Кроме уже упомянутых в российской армии также служили командир 1-го уланского полка подполковник Казимир Пекарский и капитан Инженерного батальона Юзеф Сьвиршчевский (Józef Świrszczewski). В корпусе генерала Довбор-Мусницкого служили командиры первых трех пехотных полков: кроме полковника Румши, подполковник Доминик Дунин-Марцинкевич и майор Ромуальд Кохутницкий. Только командир Штурмового батальона капитан Дойян-Сурувка служил в Легионах Пилсудского [34, Rozkaz mjr Czumy z 6 września 1918 r.;
35, Pismo mjr Czumy do Inspektora Wojsk Narodowych przy Czecho-Słowackim Korpusie z 7 grudnia 1918 r.]. Таким образом среди командиров польской армии доминировали офицеры, которые большую часть своей военной карьеры служили в российской армии и, если верить сведениям очевидцев того времени, они имели наибольшее влияние на облик польских войск в этом столь далеком от родины крае. Споры о компетенциях между Чумой и бывшими офицерами российской армии начались сразу по его прибытии в Сибирь [24, Warunki w jakich powstał i został zorganizowany 1 Pułk Ułanów przy 5 Dywizji Syberyjskiej gen. Hallera, с. 4–23]. Однако благодаря хорошим отношениям майора Чумы с чехословацким командованием ситуация до начала 1919 г. оставалась стабильной.Если в армии удалось установить единство командования, в политических вопросах велся острый спор между двумя главными польскими организациями в Сибири и на Дальнем Востоке: Польским военным комитетом и Польским национальном комитетом на Дальнем Востоке. Эти споры были чрезвычайно сложными. Взаимное недоверие существовало со времени съезда делегаций, представляющих почти все польские организации, функционирующие в Сибири и на Дальнем Востоке, а также в Маньчжурии, который состоялся в Иркутске в конце ноября 1918 года. В нем приняли участие также представители чехословацких властей. Во время заседаний был достигнут компромисс: Польский военный комитет должен был заниматься вопросами, связанными с вербовкой в польские отряды пленных, служивших в армиях центральных держав, а также солдат бывшей российской армии. В свою очередь, Польскому национальному комитету следовало взять на себя опеку над гражданским населением, в особенности семьи солдат, служащих в польских отрядах, а также проводить среди него деятельности по сбору добровольцев вступить польского войска [52, Telegram Misji Francusko-Polskiej do francuskiego Ministerstwa Wojny i gen. Hallera (b.d.);
42, Telegram mjr Czumy do KNP w Paryżu z 12 listopada 1918 r.]. Спорным остался вопрос, какая из организаций будет политическим представителем создающихся польских войск.

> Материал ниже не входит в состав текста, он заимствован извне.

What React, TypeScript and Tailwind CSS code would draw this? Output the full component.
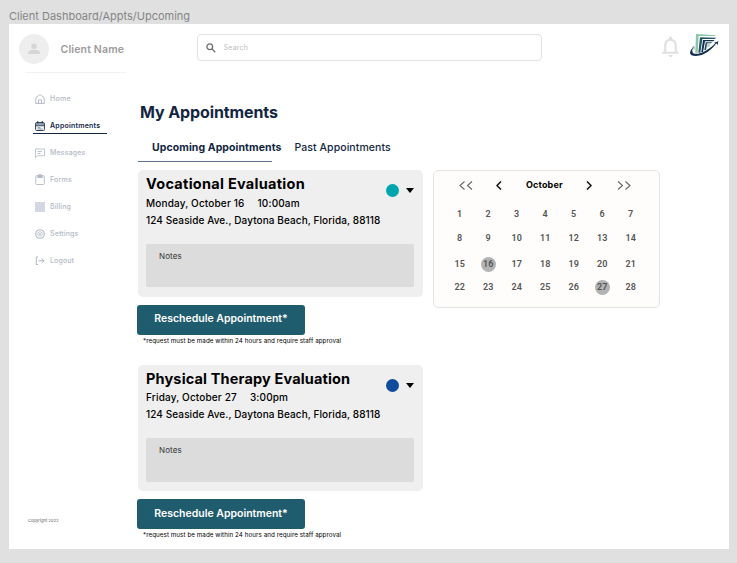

Несмотря на то, что компромисс был достигнут, между деятелями обеих организаций в дальнейшем царила враждебная атмосфера, а взаимное сотрудничество проходило не очень успешно. Обе стороны обвиняли друг друга в нарушении постановлений конференции и даже измене польским интересам для выгоды иных стран [42, Polskie organizacje polityczne na Syberii (b.d.)]. Некоторая неоднозначность была особенно характерна для деятельности Польского национального комитета, поскольку в нескольких важных вопросах деятели этой организации старались заручиться поддержкой со стороны российских властей против, в частности, польского военного комитета, что привело к тому, что российские власти по просьбе одной польской организации препятствовали другой. Это давало им политический аргумент в переговорах с полковником Чумой, а также с Польским военным комитетом [30, с. 164–172].